To manage these risks, investment companies now offer cost-averaging mutual-fund investments, in which investors can invest a small amount of money regularly over a period of time.

“The key to a successful investment is to invest consistently and regularly notwithstanding of the market movements,” said Edhi.

Under the cost-averaging mutual-fund investment, investors may invest from as little as Rp 100,000 per month over a certain period of time.

“If you want to invest in stocks, you should do it for at least five years to avoid major losses,” Edhi suggests.

Danareksa Investment Management, a state-owned investment company that manages more than Rp 16 trillion of public funds, offers a similar scheme.

“We’ve made it very easy for everyone to invest in stocks,” explains Winnie Rahmi Maulidya, assistant vice president and head of the retail marketing division of Danareksa Investment Management. “And everything is also very safe and transparent, so you don’t need to hesitate any longer.”

For would-be investors in stocks, Winnie suggests people to think of the bigger picture. 

“Switch your mind-set,” she urges. “Investing should be your top priority. It’s not something that you do if you have money.”

The interest for mutual-funds investments at Danareksa Investment Management range from between 14 to 15 percent each year, a figure much higher than bank deposits — which vary from 5 to 8.8 percent each year — or bank savings at 1 to 4 percent annually. 

Edhi, however, advises people to shift their stocks, as they grow older. 

“The nearer you are to your retirement age, you should try to decrease your stocks and switch to the more conservative types [of investments],” he explains. 

By doing so, Edhi says, investors can avoid the unpleasant surprises that could occur — such as stocks crashing — when people are about to retire. 


Investments don’t necessarily have to come in the form of gold, stocks or property.
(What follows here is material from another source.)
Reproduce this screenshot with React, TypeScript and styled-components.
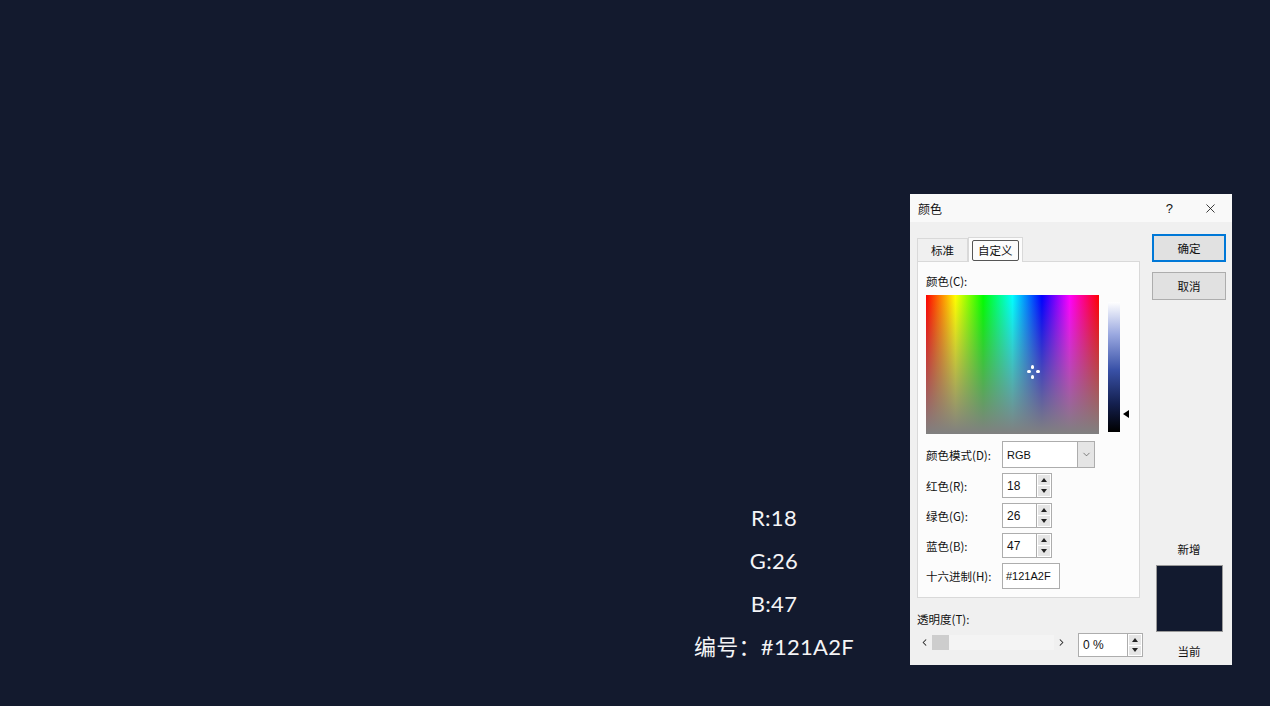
import styled, { createGlobalStyle } from "styled-components";
import { ChevronDown, ChevronLeft, ChevronRight, X } from "lucide-react";

const GlobalStyle = createGlobalStyle`
  html, body {
    margin: 0;
    padding: 0;
    background: #131a2e;
  }
`;

const CJK = `"Noto Sans CJK SC", "Noto Sans", sans-serif`;

export default function App() {
  return (
    <>
      <GlobalStyle />
      <Page>
        <Values>
          <ValueLine>R:18</ValueLine>
          <ValueLine>G:26</ValueLine>
          <ValueLine>B:47</ValueLine>
          <ValueLine>编号：#121A2F</ValueLine>
        </Values>
        <Dialog>
          <TitleBar>
            <span>颜色</span>
            <TitleActions>
              <span>?</span>
              <X size={15} strokeWidth={1.3} />
            </TitleActions>
          </TitleBar>
          <Body>
            <LeftCol>
              <Tabs>
                <Tab>标准</Tab>
                <Tab $active>
                  <FocusBox>自定义</FocusBox>
                </Tab>
              </Tabs>
              <Panel>
                <Label>颜色(C):</Label>
                <PickerRow>
                  <Spectrum>
                    <Cross>
                      <Dot style={{ left: 4, top: 0 }} />
                      <Dot style={{ left: 4, top: 10 }} />
                      <Dot style={{ left: 0, top: 5 }} $h />
                      <Dot style={{ left: 9, top: 5 }} $h />
                    </Cross>
                  </Spectrum>
                  <LumWrap>
                    <LumBar />
                    <LumArrow />
                  </LumWrap>
                </PickerRow>
                <Form>
                  <FormRow>
                    <FieldLabel>颜色模式(D):</FieldLabel>
                    <Select>
                      <SelectText>RGB</SelectText>
                      <SelectButton>
                        <ChevronDown size={11} strokeWidth={1.4} />
                      </SelectButton>
                    </Select>
                  </FormRow>
                  <FormRow>
                    <FieldLabel>红色(R):</FieldLabel>
                    <NumField value="18" />
                  </FormRow>
                  <FormRow>
                    <FieldLabel>绿色(G):</FieldLabel>
                    <NumField value="26" />
                  </FormRow>
                  <FormRow>
                    <FieldLabel>蓝色(B):</FieldLabel>
                    <NumField value="47" />
                  </FormRow>
                  <FormRow>
                    <FieldLabel>十六进制(H):</FieldLabel>
                    <HexInput>#121A2F</HexInput>
                  </FormRow>
                </Form>
              </Panel>
              <Label $pad>透明度(T):</Label>
              <SliderRow>
                <Slider>
                  <ChevronLeft size={11} strokeWidth={2.2} />
                  <Thumb />
                  <SliderTrack />
                  <ChevronRight size={11} strokeWidth={2.2} />
                </Slider>
                <Spin $h={24}>
                  <InputBox $w={50}>0 %</InputBox>
                  <SpinButtons />
                </Spin>
              </SliderRow>
            </LeftCol>
            <RightCol>
              <Button $primary>确定</Button>
              <Button>取消</Button>
              <Preview>
                <PreviewLabel>新增</PreviewLabel>
                <Swatch />
                <PreviewLabel>当前</PreviewLabel>
              </Preview>
            </RightCol>
          </Body>
        </Dialog>
      </Page>
    </>
  );
}

function NumField({ value }: { value: string }) {
  return (
    <Spin $h={25}>
      <InputBox $w={35}>{value}</InputBox>
      <SpinButtons />
    </Spin>
  );
}

function SpinButtons() {
  return (
    <SpinCol>
      <SpinBtn>
        <svg width="6" height="4" viewBox="0 0 6 4">
          <path d="M0 4 L3 0 L6 4 Z" fill="#222" />
        </svg>
      </SpinBtn>
      <SpinBtn>
        <svg width="6" height="4" viewBox="0 0 6 4">
          <path d="M0 0 L3 4 L6 0 Z" fill="#222" />
        </svg>
      </SpinBtn>
    </SpinCol>
  );
}

const Page = styled.div`
  width: 1270px;
  height: 706px;
  box-sizing: border-box;
  padding: 194px 38px 0 684px;
  display: flex;
  align-items: flex-start;
  gap: 46px;
  background: #131a2e;
  overflow: hidden;
`;

const Values = styled.div`
  width: 180px;
  margin-top: 302px;
  display: flex;
  flex-direction: column;
  align-items: center;
`;

const ValueLine = styled.div`
  height: 43px;
  line-height: 43px;
  color: #f4f4f6;
  font-family: "Lato", "Noto Sans CJK SC", sans-serif;
  font-size: 22px;
  white-space: nowrap;
  letter-spacing: 0.3px;
`;

const Dialog = styled.div`
  width: 322px;
  height: 471px;
  display: flex;
  flex-direction: column;
  background: #f0f0f0;
  font-family: ${CJK};
  font-size: 11.5px;
  color: #111;
`;

const TitleBar = styled.div`
  height: 28px;
  flex-shrink: 0;
  display: flex;
  align-items: center;
  justify-content: space-between;
  padding: 0 14px 0 8px;
  background: #f9f9f9;
  font-size: 12px;
`;

const TitleActions = styled.div`
  display: flex;
  align-items: center;
  gap: 30px;
  font-family: "Liberation Sans", sans-serif;
  font-size: 13px;
`;

const Body = styled.div`
  flex: 1;
  display: flex;
  gap: 12px;
  padding: 12px 6px 0 7px;
`;

const LeftCol = styled.div`
  width: 223px;
  display: flex;
  flex-direction: column;
`;

const Tabs = styled.div`
  margin-top: 2px;
  height: 25px;
  display: flex;
  align-items: flex-end;
`;

const Tab = styled.div<{ $active?: boolean }>`
  height: ${(p) => (p.$active ? 25 : 23)}px;
  box-sizing: border-box;
  padding: 0 ${(p) => (p.$active ? 3 : 13)}px;
  display: flex;
  align-items: center;
  justify-content: center;
  background: ${(p) => (p.$active ? "#fcfcfc" : "#f0f0f0")};
  border: 1px solid #d9d9d9;
  border-bottom: none;
  margin-bottom: ${(p) => (p.$active ? -1 : 0)}px;
  position: relative;
  z-index: ${(p) => (p.$active ? 1 : 0)};
`;

const FocusBox = styled.div`
  border: 1px solid #555;
  border-radius: 2px;
  padding: 1px 5px;
  line-height: 17px;
`;

const Panel = styled.div`
  height: 337px;
  box-sizing: border-box;
  background: #fcfcfc;
  border: 1px solid #d9d9d9;
  padding: 11px 8px 0 8px;
  display: flex;
  flex-direction: column;
`;

const Label = styled.div<{ $pad?: boolean }>`
  height: 16px;
  line-height: 16px;
  margin-top: ${(p) => (p.$pad ? 13 : 0)}px;
  margin-bottom: 5px;
`;

const PickerRow = styled.div`
  display: flex;
  margin-top: 1px;
`;

const Spectrum = styled.div`
  width: 173px;
  height: 139px;
  position: relative;
  background: linear-gradient(to bottom, rgba(128, 128, 128, 0), rgba(128, 128, 128, 1)),
    linear-gradient(
      to right,
      #ff0000 0%,
      #ffff00 17%,
      #00ff00 33%,
      #00ffff 50%,
      #0000ff 67%,
      #ff00ff 83%,
      #ff0000 100%
    );
`;

const Cross = styled.div`
  position: absolute;
  left: 101px;
  top: 70px;
  width: 12px;
  height: 13px;
`;

const Dot = styled.div<{ $h?: boolean }>`
  position: absolute;
  width: ${(p) => (p.$h ? 4 : 3)}px;
  height: ${(p) => (p.$h ? 3 : 4)}px;
  border-radius: 2px;
  background: #fff;
`;

const LumWrap = styled.div`
  margin-left: 9px;
  margin-top: 7px;
  display: flex;
  align-items: flex-start;
`;

const LumBar = styled.div`
  width: 12px;
  height: 130px;
  background: linear-gradient(to bottom, #ffffff 0%, #9aa8e0 25%, #3a52a8 52%, #142050 78%, #000 100%);
`;

const LumArrow = styled.div`
  margin-top: 108px;
  margin-left: 3px;
  width: 0;
  height: 0;
  border-top: 4px solid transparent;
  border-bottom: 4px solid transparent;
  border-right: 6px solid #000;
`;

const Form = styled.div`
  margin-top: 7px;
  display: flex;
  flex-direction: column;
  gap: 5px;
`;

const FormRow = styled.div`
  display: flex;
  align-items: center;
`;

const FieldLabel = styled.div`
  width: 76px;
  white-space: nowrap;
`;

const Select = styled.div`
  width: 93px;
  height: 27px;
  box-sizing: border-box;
  border: 1px solid #adadad;
  background: #fff;
  display: flex;
`;

const SelectText = styled.div`
  flex: 1;
  padding-left: 4px;
  display: flex;
  align-items: center;
  font-family: "Liberation Sans", sans-serif;
  font-size: 11px;
`;

const SelectButton = styled.div`
  width: 16px;
  display: flex;
  align-items: center;
  justify-content: center;
  background: #e5e5e5;
  border-left: 1px solid #adadad;
  color: #444;
`;

const Spin = styled.div<{ $h: number }>`
  display: flex;
  flex-shrink: 0;
  height: ${(p) => p.$h}px;
`;

const InputBox = styled.div<{ $w: number }>`
  width: ${(p) => p.$w}px;
  box-sizing: border-box;
  border: 1px solid #adadad;
  background: #fff;
  padding-left: 4px;
  display: flex;
  align-items: center;
  font-family: "Liberation Sans", sans-serif;
  font-size: 12px;
`;

const SpinCol = styled.div`
  width: 15px;
  display: flex;
  flex-direction: column;
  box-sizing: border-box;
  border: 1px solid #adadad;
  border-left: none;
  background: #fff;
  padding: 1px;
  gap: 1px;
`;

const SpinBtn = styled.div`
  flex: 1;
  background: #e5e5e5;
  display: flex;
  align-items: center;
  justify-content: center;
`;

const HexInput = styled.div`
  width: 58px;
  height: 26px;
  box-sizing: border-box;
  border: 1px solid #adadad;
  background: #fff;
  padding-left: 3px;
  display: flex;
  align-items: center;
  font-family: "Liberation Sans", sans-serif;
  font-size: 11px;
`;

const SliderRow = styled.div`
  display: flex;
  align-items: flex-start;
  gap: 11px;
  margin-top: 1px;
`;

const Slider = styled.div`
  width: 148px;
  flex-shrink: 0;
  height: 18px;
  display: flex;
  align-items: center;
  padding-left: 2px;
  color: #222;
`;

const Thumb = styled.div`
  width: 17px;
  height: 15px;
  background: #cdcdcd;
  margin-left: 2px;
`;

const SliderTrack = styled.div`
  flex: 1;
  height: 15px;
  background: #f4f4f4;
  margin-right: 2px;
`;

const RightCol = styled.div`
  width: 74px;
  display: flex;
  flex-direction: column;
  gap: 10px;
`;

const Button = styled.div<{ $primary?: boolean }>`
  height: 28px;
  box-sizing: border-box;
  border: ${(p) => (p.$primary ? "2px solid #0078d7" : "1px solid #adadad")};
  background: #e1e1e1;
  display: flex;
  align-items: center;
  justify-content: center;
`;

const Preview = styled.div`
  margin-top: auto;
  padding-bottom: 6px;
  display: flex;
  flex-direction: column;
  align-items: center;
`;

const PreviewLabel = styled.div`
  line-height: 16px;
`;

const Swatch = styled.div`
  width: 67px;
  height: 67px;
  background: #121a2f;
  border: 1px solid #9a9a9a;
  box-sizing: border-box;
  margin: 8px 0 11px;
`;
Take for example a designer handbag or timepiece. These material items often used everyday, can often become more valuable as the designs change and supply decreases. 

“While they do it [purchase designer bags or watches] as a hobby, the prices of these items at secondary markets can be quite high,” explains Aidil, who adds that hobbyists also collect valuable and traditional textiles or antiques at home. Aidil himself collects luxury watches.

“I was quite amazed that the Rolex Daytona that I bought at Rp 18 million in 1994 was sold at Rp 85 million in 2004,” he says. “It’s just mind-blowing.”

If collecting items as an investment, it’s important to ensure that they are well looked after. 

“You should keep them in mint condition,” explains Aidil, adding that handbags, textiles and luxury timepieces may require special storage and treatment to keep them in prime condition. “Any chips or discolorations may greatly affect its re-selling prices.”

But to ensure that you will be able to find a buyer for your collectibles, Aidil suggests that you “create the market.”

“Join special associations or gatherings of people with similar hobbies,” Aidil says. “This way, you are creating the market for your collectibles in the future.”